3 - Arballist/Ninja. Arballists do tremendous damage. But their skills are very TP heavy, Arballists don't get much TP to begin with, and they do... only slightly more damage than basic attacks. So I basically skipped all of my Arballist's attack skills, in favor of maximizing his "double attack" passive ability (he hits twice about 40% of the time). On the ninja side I'm mastering his evasion passive, as well as the skill which restores his TP when he evades an attack. Finally, he has a single point in "Snipe" - a low-cost (3 TP) attack power which hits every enemy affected by a status ailment at the end of the round. Hmmm.... I'm also about to spring for smoke grenades, which put the blind effect on all enemies.
4 - Farmer/Prince. My Farmer is the jewel of my team. He earns tons of money for me by harvesting materials - maximizing his harvestry skill was my first priority. He does terrible melee damage, but his LUCK his really high - so I have him use Pedant's Book, which has a 50% (plus LUCK) chance of putting an enemy to sleep each turn. He's also mastered "Rotten Egg" - which decreases the damage of all enemies by 10% - or 50% if they are affected by a status ailment. A few points have gone into camp mastery and keen eye, but he's got about 30 points planned for the Prince skills which heal the party every turn, increase their HP, and add regeneration effects.

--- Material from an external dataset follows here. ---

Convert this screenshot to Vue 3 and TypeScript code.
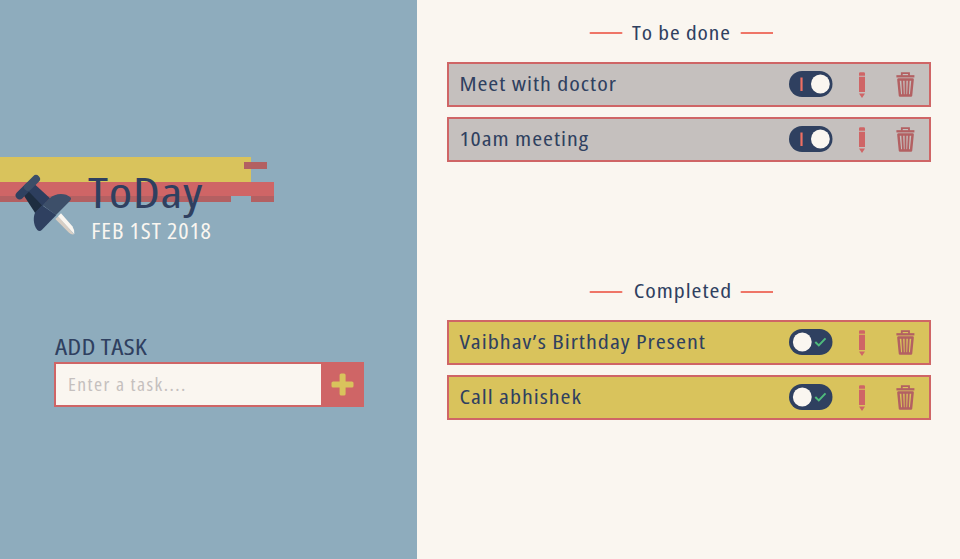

5 - Wildling/Farmer. This one is a bit of a lie - she's just pure Wildling. Her primary job, as you may have guessed from my other skills, is to put status effects on all enemies as frequently as possible. She's been focusing on Elephant mostly - and some Insect. I had originally thought that Tiger would be my next choice, but now I'm considering Cow. Enemies become resistant to a specific status effect after they gain it - so being able to switch up my ailments might be a better long-term strategy for me.